Now, I'll share with you my take on the Unitarian
Universalist Association's sources for these principles:
- Direct experience of that transcending mystery and wonder, affirmed in all
cultures, which moves us to a renewal of the spirit and an openness to the
forces which create and uphold life.
- There is a spiritual element within Objectivism, but it is simply a
plain recognition that human beings are conscious. We make no pretense
about having a consciousness that can somehow separate itself from our
physical bodies. Thus, we do not believe in life after death.

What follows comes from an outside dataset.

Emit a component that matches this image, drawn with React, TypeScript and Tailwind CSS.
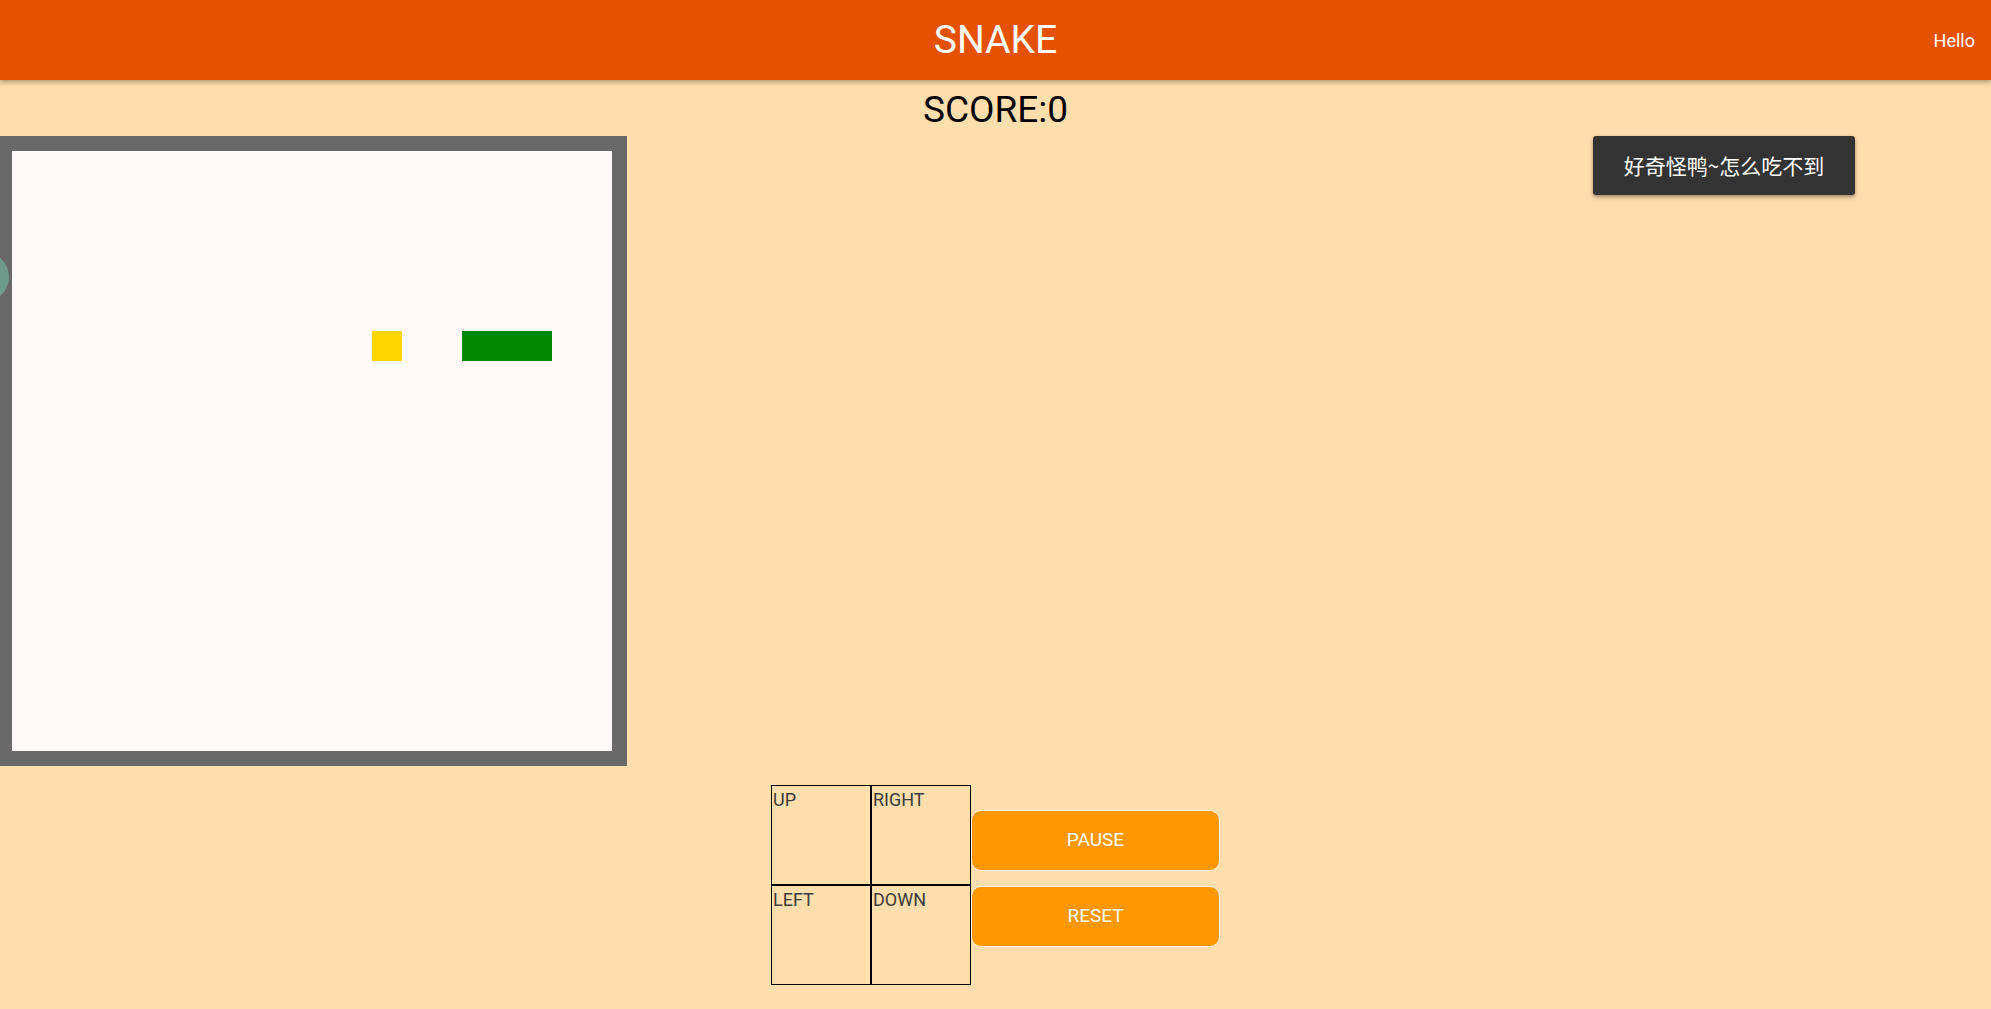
import React from 'react'

const SIZE = 20
const FOOD = { x: 12, y: 6 }
const SNAKE = [
  { x: 15, y: 6 },
  { x: 16, y: 6 },
  { x: 17, y: 6 },
]

function cellColor(x: number, y: number) {
  if (SNAKE.some((s) => s.x === x && s.y === y)) return 'bg-[#008800]'
  if (FOOD.x === x && FOOD.y === y) return 'bg-[#ffd700]'
  return ''
}

function Board() {
  const cells = []
  for (let y = 0; y < SIZE; y++) {
    for (let x = 0; x < SIZE; x++) {
      cells.push(<div key={`${x}-${y}`} className={`h-[30px] w-[30px] ${cellColor(x, y)}`} />)
    }
  }
  return (
    <div className="ml-[-3px] w-[630px] border-[15px] border-[#696969] bg-[#fffafa]">
      <div className="grid grid-cols-[repeat(20,30px)]">{cells}</div>
    </div>
  )
}

const KEYS = ['UP', 'RIGHT', 'LEFT', 'DOWN']

export default function App() {
  return (
    <div className="relative min-h-screen overflow-hidden bg-[#ffdead] font-['Roboto',sans-serif]">
      <header className="relative z-10 flex h-20 items-center justify-center bg-[#e65100] shadow-[0_2px_5px_rgba(0,0,0,0.35)]">
        <h1 className="text-[39px] leading-none text-white">SNAKE</h1>
        <span className="absolute right-4 top-[30px] text-[18px] leading-[22px] text-white">Hello</span>
      </header>

      <div className="flex h-[56px] items-center justify-center pt-[2px]">
        <p className="text-[37px] leading-none text-black">SCORE:0</p>
      </div>

      <Board />

      <div className="mt-[19px] flex justify-center">
        <div className="grid grid-cols-[100px_100px]">
          {KEYS.map((k) => (
            <div
              key={k}
              className="h-[100px] w-[100px] border border-black pl-px pt-[4px] text-[18px] leading-[20px] text-[#3b3b3b]"
            >
              {k}
            </div>
          ))}
        </div>
        <div className="mt-[25px] flex flex-col gap-[15px]">
          {['PAUSE', 'RESET'].map((b) => (
            <button
              key={b}
              className="h-[61px] w-[249px] rounded-[10px] border border-[#fff6ea] bg-[#ff9800] text-[19px] text-white"
            >
              {b}
            </button>
          ))}
        </div>
      </div>

      <div className="absolute left-[-41px] top-[252px] h-[50px] w-[50px] rounded-full bg-[#6e9a8b]" />

      <div className="absolute right-[136px] top-[136px] flex h-[59px] w-[262px] items-center justify-center rounded-[3px] bg-[#333333] text-[21px] text-white shadow-[0_2px_4px_rgba(0,0,0,0.4)] font-['Noto_Sans_CJK_SC',sans-serif]">
        好奇怪鸭~怎么吃不到
      </div>
    </div>
  )
}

- Words and deeds of prophetic women and men which challenge us to confront
powers and structures of evil with justice, compassion, and the transforming
power of love.
- Objectivists recognize the power of ideas and the necessity of reason
when confronting evil. We confront evil with two weapons of life: the
transforming power of reason and, when necessary, the combative power of
retaliatory force against those who initiate its use.
- Wisdom from the world's religions which inspires us in our ethical and
- Objectivists recognize that the enduring power of religion comes from
its prescription of practical moral codes against murder, theft, lying and
other behaviors antagonistic to human well-being. Unfortunately, religions
throughout history have packaged practical codes with impractical ones:
supernaturalism, mysticism and self-sacrifice. Objectivists reject these
life-threatening trappings of religion.
- Jewish and Christian teachings which call us to respond to God's love by
loving our neighbors as ourselves.
- Objectivists reject the God concept as arbitrary. We love people based
on their objective value to us, not simply because they happen to live
next door or happen to be genetically related to us. Value is thicker than
blood. Our dealings with others involve the unyielding adherence to
reason, the morality of free markets, reverence for individual liberty and
property rights, and our opposition to the initiation of force or fraud.
- Humanist teachings which counsel us to heed the guidance of reason and the
results of science, and warn us against idolatries of the mind and spirit.
- Objectivists agree completely with the reverence for reason and science.
However, if by "worship" you mean "value most highly",
then Objectivists definitely worship the power of human reasoning and the
joy of life on this earth. What do Unitarian Universalists worship? I'll
leave that question for each of you to answer for yourself.
- Spiritual teachings of earth-centered traditions which celebrate the
sacred circle of life and instruct us to live in harmony with the rhythms of
- Objectivists seek to live in harmony with the laws of nature because
doing so benefits human life. We center our attention on living well on
this earth because we see this life as the only one we will ever have.
To recapture the essence of today's talk: Objectivists share
some surprising similarities as well as some stark differences with Unitarian
Universalists. We advocate the view of an objective reality knowable through
reason, individual human life as the standard of value, happiness as the moral
purpose of life, and capitalism as the only moral social system. Those of
you who have sought a meaningful, objective moral code need to take a
close look at this powerful system of thought.
For those who want to learn more about Ayn Rand's riveting
sense of life, I encourage you to visit your library or bookstore. A good work
for starters is the futuristic novella Anthem, which will give you a
delicious taste of Ayn Rand's style and philosophy.
I also want to let you know that we have a local group that
meets monthly to discuss these ideas and their applications to daily living. We
call ourselves the Space Coast Objectivism Promoters and Explorers, or SCOPE. I
will pass these brochures out to folks who have an interest in meeting
Objectivists and conversing about these many issues at length.
I want to close by thanking the congregation for inviting me
to speak today. As you can tell, I have a passion for these ideas. I hope I have
infected you with enough of that passion to drive you to learn more about
Objectivism, the philosophy of Ayn Rand.